Produce a word-for-word copy of the listing below without its pictures.
--
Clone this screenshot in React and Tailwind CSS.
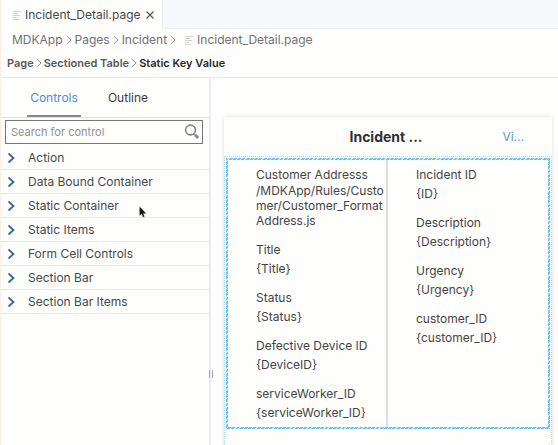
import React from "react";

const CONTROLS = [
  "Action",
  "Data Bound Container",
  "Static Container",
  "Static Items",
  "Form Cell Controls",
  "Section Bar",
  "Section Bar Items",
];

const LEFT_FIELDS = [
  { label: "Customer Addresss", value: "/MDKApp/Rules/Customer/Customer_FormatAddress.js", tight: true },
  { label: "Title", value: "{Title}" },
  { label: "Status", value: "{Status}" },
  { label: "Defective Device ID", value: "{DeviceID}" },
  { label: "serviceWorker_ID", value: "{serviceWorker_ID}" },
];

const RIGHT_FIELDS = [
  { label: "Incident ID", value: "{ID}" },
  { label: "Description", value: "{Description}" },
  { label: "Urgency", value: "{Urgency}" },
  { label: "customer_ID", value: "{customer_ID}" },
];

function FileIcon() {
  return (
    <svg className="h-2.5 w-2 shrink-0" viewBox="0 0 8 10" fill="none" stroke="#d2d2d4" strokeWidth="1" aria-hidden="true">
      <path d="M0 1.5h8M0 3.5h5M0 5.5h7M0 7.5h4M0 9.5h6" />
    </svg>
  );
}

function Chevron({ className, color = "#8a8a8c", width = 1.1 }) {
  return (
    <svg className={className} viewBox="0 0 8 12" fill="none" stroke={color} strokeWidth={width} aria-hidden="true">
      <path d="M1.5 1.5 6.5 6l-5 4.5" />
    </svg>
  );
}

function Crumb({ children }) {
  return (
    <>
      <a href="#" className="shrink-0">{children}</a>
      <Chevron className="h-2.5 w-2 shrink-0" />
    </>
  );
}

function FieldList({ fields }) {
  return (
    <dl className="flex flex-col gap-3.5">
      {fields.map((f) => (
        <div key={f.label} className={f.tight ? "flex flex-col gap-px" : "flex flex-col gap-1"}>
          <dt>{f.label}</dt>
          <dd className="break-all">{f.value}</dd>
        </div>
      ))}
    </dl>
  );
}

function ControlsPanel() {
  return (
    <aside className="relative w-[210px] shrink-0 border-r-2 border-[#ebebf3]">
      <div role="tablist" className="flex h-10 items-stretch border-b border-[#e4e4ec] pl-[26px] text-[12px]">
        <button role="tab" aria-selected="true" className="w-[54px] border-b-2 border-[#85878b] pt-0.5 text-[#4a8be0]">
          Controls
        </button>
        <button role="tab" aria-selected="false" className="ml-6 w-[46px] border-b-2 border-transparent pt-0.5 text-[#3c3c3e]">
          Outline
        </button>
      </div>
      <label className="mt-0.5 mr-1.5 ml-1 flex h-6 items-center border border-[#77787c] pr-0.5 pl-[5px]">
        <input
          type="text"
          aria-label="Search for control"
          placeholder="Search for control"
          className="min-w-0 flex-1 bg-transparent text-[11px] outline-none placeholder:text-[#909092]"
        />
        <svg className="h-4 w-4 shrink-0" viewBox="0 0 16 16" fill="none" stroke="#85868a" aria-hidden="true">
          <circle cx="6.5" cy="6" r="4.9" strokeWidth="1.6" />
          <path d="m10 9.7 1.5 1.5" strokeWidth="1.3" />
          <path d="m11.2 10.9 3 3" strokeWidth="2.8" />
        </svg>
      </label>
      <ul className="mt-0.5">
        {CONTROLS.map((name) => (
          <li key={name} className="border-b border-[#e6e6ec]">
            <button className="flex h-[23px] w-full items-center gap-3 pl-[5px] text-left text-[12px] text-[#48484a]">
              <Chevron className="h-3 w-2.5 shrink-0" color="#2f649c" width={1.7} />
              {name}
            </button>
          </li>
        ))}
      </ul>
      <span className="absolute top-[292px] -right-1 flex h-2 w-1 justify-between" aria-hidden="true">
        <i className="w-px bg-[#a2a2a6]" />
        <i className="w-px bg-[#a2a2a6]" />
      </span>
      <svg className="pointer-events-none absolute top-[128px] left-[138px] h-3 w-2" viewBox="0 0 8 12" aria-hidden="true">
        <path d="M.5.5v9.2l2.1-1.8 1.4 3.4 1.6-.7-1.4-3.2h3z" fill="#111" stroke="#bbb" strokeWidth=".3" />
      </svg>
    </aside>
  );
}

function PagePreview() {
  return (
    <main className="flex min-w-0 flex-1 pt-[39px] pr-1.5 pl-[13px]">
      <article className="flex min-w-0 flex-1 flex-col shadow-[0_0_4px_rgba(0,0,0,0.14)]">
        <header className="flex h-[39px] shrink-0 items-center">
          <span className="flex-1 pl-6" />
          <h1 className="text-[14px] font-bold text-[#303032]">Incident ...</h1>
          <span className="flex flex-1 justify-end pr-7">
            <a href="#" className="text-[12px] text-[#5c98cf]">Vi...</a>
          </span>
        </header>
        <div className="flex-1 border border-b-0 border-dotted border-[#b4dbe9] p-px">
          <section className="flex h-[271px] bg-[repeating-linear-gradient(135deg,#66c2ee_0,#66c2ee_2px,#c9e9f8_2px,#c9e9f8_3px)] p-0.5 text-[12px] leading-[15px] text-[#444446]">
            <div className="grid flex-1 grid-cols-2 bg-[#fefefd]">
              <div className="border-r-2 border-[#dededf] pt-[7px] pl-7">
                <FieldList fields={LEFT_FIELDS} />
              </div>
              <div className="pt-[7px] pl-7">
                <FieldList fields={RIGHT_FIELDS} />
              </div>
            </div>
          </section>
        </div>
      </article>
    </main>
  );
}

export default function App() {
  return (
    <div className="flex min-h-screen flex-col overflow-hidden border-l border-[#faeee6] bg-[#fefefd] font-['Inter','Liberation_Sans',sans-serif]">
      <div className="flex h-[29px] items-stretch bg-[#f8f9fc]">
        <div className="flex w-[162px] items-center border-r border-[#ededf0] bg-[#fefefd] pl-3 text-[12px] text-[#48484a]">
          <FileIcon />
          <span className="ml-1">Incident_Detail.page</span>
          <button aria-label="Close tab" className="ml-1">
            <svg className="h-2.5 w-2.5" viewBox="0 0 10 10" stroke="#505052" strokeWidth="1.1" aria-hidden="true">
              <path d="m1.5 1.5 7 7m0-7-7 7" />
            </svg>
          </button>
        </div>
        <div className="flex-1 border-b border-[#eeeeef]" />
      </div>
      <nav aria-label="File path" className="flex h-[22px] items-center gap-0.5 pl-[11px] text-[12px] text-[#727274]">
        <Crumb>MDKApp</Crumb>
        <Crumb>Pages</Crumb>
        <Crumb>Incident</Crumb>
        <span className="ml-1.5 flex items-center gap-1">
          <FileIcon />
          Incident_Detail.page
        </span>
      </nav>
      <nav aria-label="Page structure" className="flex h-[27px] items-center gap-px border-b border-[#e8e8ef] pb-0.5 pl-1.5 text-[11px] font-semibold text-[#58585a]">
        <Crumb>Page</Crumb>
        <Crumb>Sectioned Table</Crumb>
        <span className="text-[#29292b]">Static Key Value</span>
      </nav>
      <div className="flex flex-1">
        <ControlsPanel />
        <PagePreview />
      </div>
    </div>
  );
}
--
Final answer:
Clone this screenshot in React and Tailwind CSS.
import React from "react";

const CONTROLS = [
  "Action",
  "Data Bound Container",
  "Static Container",
  "Static Items",
  "Form Cell Controls",
  "Section Bar",
  "Section Bar Items",
];

const LEFT_FIELDS = [
  { label: "Customer Addresss", value: "/MDKApp/Rules/Customer/Customer_FormatAddress.js", tight: true },
  { label: "Title", value: "{Title}" },
  { label: "Status", value: "{Status}" },
  { label: "Defective Device ID", value: "{DeviceID}" },
  { label: "serviceWorker_ID", value: "{serviceWorker_ID}" },
];

const RIGHT_FIELDS = [
  { label: "Incident ID", value: "{ID}" },
  { label: "Description", value: "{Description}" },
  { label: "Urgency", value: "{Urgency}" },
  { label: "customer_ID", value: "{customer_ID}" },
];

function FileIcon() {
  return (
    <svg className="h-2.5 w-2 shrink-0" viewBox="0 0 8 10" fill="none" stroke="#d2d2d4" strokeWidth="1" aria-hidden="true">
      <path d="M0 1.5h8M0 3.5h5M0 5.5h7M0 7.5h4M0 9.5h6" />
    </svg>
  );
}

function Chevron({ className, color = "#8a8a8c", width = 1.1 }) {
  return (
    <svg className={className} viewBox="0 0 8 12" fill="none" stroke={color} strokeWidth={width} aria-hidden="true">
      <path d="M1.5 1.5 6.5 6l-5 4.5" />
    </svg>
  );
}

function Crumb({ children }) {
  return (
    <>
      <a href="#" className="shrink-0">{children}</a>
      <Chevron className="h-2.5 w-2 shrink-0" />
    </>
  );
}

function FieldList({ fields }) {
  return (
    <dl className="flex flex-col gap-3.5">
      {fields.map((f) => (
        <div key={f.label} className={f.tight ? "flex flex-col gap-px" : "flex flex-col gap-1"}>
          <dt>{f.label}</dt>
          <dd className="break-all">{f.value}</dd>
        </div>
      ))}
    </dl>
  );
}

function ControlsPanel() {
  return (
    <aside className="relative w-[210px] shrink-0 border-r-2 border-[#ebebf3]">
      <div role="tablist" className="flex h-10 items-stretch border-b border-[#e4e4ec] pl-[26px] text-[12px]">
        <button role="tab" aria-selected="true" className="w-[54px] border-b-2 border-[#85878b] pt-0.5 text-[#4a8be0]">
          Controls
        </button>
        <button role="tab" aria-selected="false" className="ml-6 w-[46px] border-b-2 border-transparent pt-0.5 text-[#3c3c3e]">
          Outline
        </button>
      </div>
      <label className="mt-0.5 mr-1.5 ml-1 flex h-6 items-center border border-[#77787c] pr-0.5 pl-[5px]">
        <input
          type="text"
          aria-label="Search for control"
          placeholder="Search for control"
          className="min-w-0 flex-1 bg-transparent text-[11px] outline-none placeholder:text-[#909092]"
        />
        <svg className="h-4 w-4 shrink-0" viewBox="0 0 16 16" fill="none" stroke="#85868a" aria-hidden="true">
          <circle cx="6.5" cy="6" r="4.9" strokeWidth="1.6" />
          <path d="m10 9.7 1.5 1.5" strokeWidth="1.3" />
          <path d="m11.2 10.9 3 3" strokeWidth="2.8" />
        </svg>
      </label>
      <ul className="mt-0.5">
        {CONTROLS.map((name) => (
          <li key={name} className="border-b border-[#e6e6ec]">
            <button className="flex h-[23px] w-full items-center gap-3 pl-[5px] text-left text-[12px] text-[#48484a]">
              <Chevron className="h-3 w-2.5 shrink-0" color="#2f649c" width={1.7} />
              {name}
            </button>
          </li>
        ))}
      </ul>
      <span className="absolute top-[292px] -right-1 flex h-2 w-1 justify-between" aria-hidden="true">
        <i className="w-px bg-[#a2a2a6]" />
        <i className="w-px bg-[#a2a2a6]" />
      </span>
      <svg className="pointer-events-none absolute top-[128px] left-[138px] h-3 w-2" viewBox="0 0 8 12" aria-hidden="true">
        <path d="M.5.5v9.2l2.1-1.8 1.4 3.4 1.6-.7-1.4-3.2h3z" fill="#111" stroke="#bbb" strokeWidth=".3" />
      </svg>
    </aside>
  );
}

function PagePreview() {
  return (
    <main className="flex min-w-0 flex-1 pt-[39px] pr-1.5 pl-[13px]">
      <article className="flex min-w-0 flex-1 flex-col shadow-[0_0_4px_rgba(0,0,0,0.14)]">
        <header className="flex h-[39px] shrink-0 items-center">
          <span className="flex-1 pl-6" />
          <h1 className="text-[14px] font-bold text-[#303032]">Incident ...</h1>
          <span className="flex flex-1 justify-end pr-7">
            <a href="#" className="text-[12px] text-[#5c98cf]">Vi...</a>
          </span>
        </header>
        <div className="flex-1 border border-b-0 border-dotted border-[#b4dbe9] p-px">
          <section className="flex h-[271px] bg-[repeating-linear-gradient(135deg,#66c2ee_0,#66c2ee_2px,#c9e9f8_2px,#c9e9f8_3px)] p-0.5 text-[12px] leading-[15px] text-[#444446]">
            <div className="grid flex-1 grid-cols-2 bg-[#fefefd]">
              <div className="border-r-2 border-[#dededf] pt-[7px] pl-7">
                <FieldList fields={LEFT_FIELDS} />
              </div>
              <div className="pt-[7px] pl-7">
                <FieldList fields={RIGHT_FIELDS} />
              </div>
            </div>
          </section>
        </div>
      </article>
    </main>
  );
}

export default function App() {
  return (
    <div className="flex min-h-screen flex-col overflow-hidden border-l border-[#faeee6] bg-[#fefefd] font-['Inter','Liberation_Sans',sans-serif]">
      <div className="flex h-[29px] items-stretch bg-[#f8f9fc]">
        <div className="flex w-[162px] items-center border-r border-[#ededf0] bg-[#fefefd] pl-3 text-[12px] text-[#48484a]">
          <FileIcon />
          <span className="ml-1">Incident_Detail.page</span>
          <button aria-label="Close tab" className="ml-1">
            <svg className="h-2.5 w-2.5" viewBox="0 0 10 10" stroke="#505052" strokeWidth="1.1" aria-hidden="true">
              <path d="m1.5 1.5 7 7m0-7-7 7" />
            </svg>
          </button>
        </div>
        <div className="flex-1 border-b border-[#eeeeef]" />
      </div>
      <nav aria-label="File path" className="flex h-[22px] items-center gap-0.5 pl-[11px] text-[12px] text-[#727274]">
        <Crumb>MDKApp</Crumb>
        <Crumb>Pages</Crumb>
        <Crumb>Incident</Crumb>
        <span className="ml-1.5 flex items-center gap-1">
          <FileIcon />
          Incident_Detail.page
        </span>
      </nav>
      <nav aria-label="Page structure" className="flex h-[27px] items-center gap-px border-b border-[#e8e8ef] pb-0.5 pl-1.5 text-[11px] font-semibold text-[#58585a]">
        <Crumb>Page</Crumb>
        <Crumb>Sectioned Table</Crumb>
        <span className="text-[#29292b]">Static Key Value</span>
      </nav>
      <div className="flex flex-1">
        <ControlsPanel />
        <PagePreview />
      </div>
    </div>
  );
}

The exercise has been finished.